S’adressant à la presse à l’issue de la réunion, qui s’est tenue en présence du vice-Premier ministre sortant Saadé Chami, et du ministre sortant des Finances Youssef Khalil, M. Bou Saab a précisé que la durée d’application de la loi a été réduite de deux ans à une seule année.


Il a expliqué que les commissions ont approuvé les articles 11, 12, 13 et 14, et finalisé le texte. Concernant l’article 12, relatif notamment aux plaintes contre les banques déposées par des ayants droit résidant à l’étranger, il a indiqué que deux options ont été retenues, à la demande du député Michel Moawad, la décision finale à ce sujet devant être prise en séance plénière. La première option, qu'il avait lui-même proposée, consiste à supprimer cet article. La seconde recommande de le maintenir et de préserver le droit des déposants à intenter des actions contre les banques, quitte à ce que tout verdict résultant de ces procès ne soit exécuté qu’après la fin du délai d’application de la loi en question.

Les deux options ont pour but d’éviter «qu’un grand déposant à l’étranger obtienne, en remportant un procès, cent millions de dollars, alors que les déposants résidant au Liban n’arrivent pas à retirer 5.000 dollars de la banque», a précisé le vice-président de la Chambre. Ces modifications visent à préserver l’argent des déposants, «afin que 5 ou 15 déposants ne retirent pas tous les fonds qui se trouvent encore dans les banques, aux dépens des autres».

Le député du Metn a une nouvelle fois exprimé son «optimisme» quant à la possibilité de résoudre la crise économique et financière, et de rendre l’argent aux déposants, appelant l’État à assumer ses responsabilités. Il a indiqué, par exemple, qu’une meilleure gestion du port de Beyrouth, par le biais d’un partenariat entre le secteur public et le secteur privé, permettrait des gains à hauteur de 6 milliards de dollars par an.

     

Moawad: respecter l’égalité des droits des déposants

S’exprimant à son tour, le député Michel Moawad a indiqué que «le vote de la loi sur le contrôle des capitaux seule aujourd’hui se ferait aux dépens des droits des déposants et de l’économie libanaise». «Nous avons mené cette bataille dès le départ, et les membres des commissions mixtes réclament tous à présent que les trois textes soient examinés et votés ensemble car ils sont liés», a-t-il ajouté.
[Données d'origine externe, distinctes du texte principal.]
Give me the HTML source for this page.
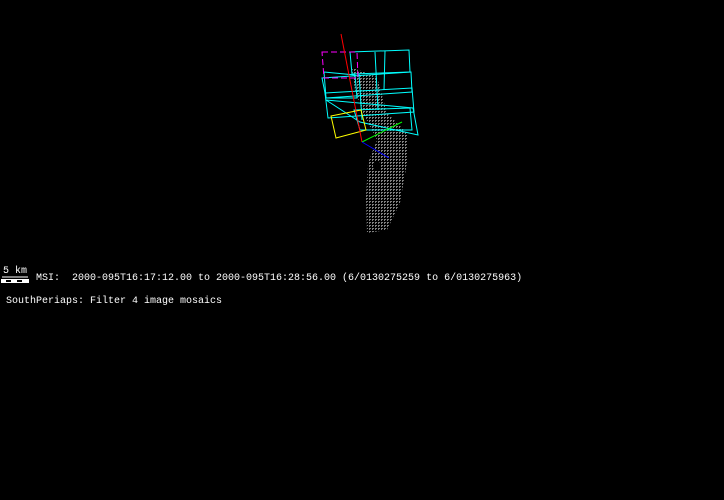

Il a souligné que de nombreuses modifications ont été apportées à la version envoyée par le gouvernement. Les plus importantes visaient à «empêcher une légalisation des "lollars" à travers une distinction entre les «anciens» et les «nouveaux» dépôts, et à insister sur une restitution progressive et équitable des dépôts.

Pour ce qui est de l’article 12, qui empêchait tout déposant de porter plainte contre une banque, le candidat présidentiel a expliqué avoir demandé que la formulation ne soit pas tranchée avant que les deux autres propositions de loi n’aient été examinées et que les liens entre les trois textes n’aient été précisés. C’est pour cela qu’il a proposé que les deux options soient soumises à la séance plénière, comme l’a expliqué Élias Bou Saab, car d’ici là les deux autres textes de loi devraient avoir été approuvés en commissions.

«Certains grands déposants intentent des actions à l’étranger contre des banques libanaises, obtiennent des verdicts en leur faveur, et parviennent à retirer ces montants, alors que les déposants au Liban sont privés de cela, ce qui porte atteinte au principe d’égalité des droits entre les déposants», a-t-il précisé.

«Nous refusons de voter tout texte de loi en séance plénière s’il n’entre pas dans le cadre d’un plan global basé sur les réformes, la reddition des comptes et la restitution de l’argent des déposants», a martelé Michel Moawad.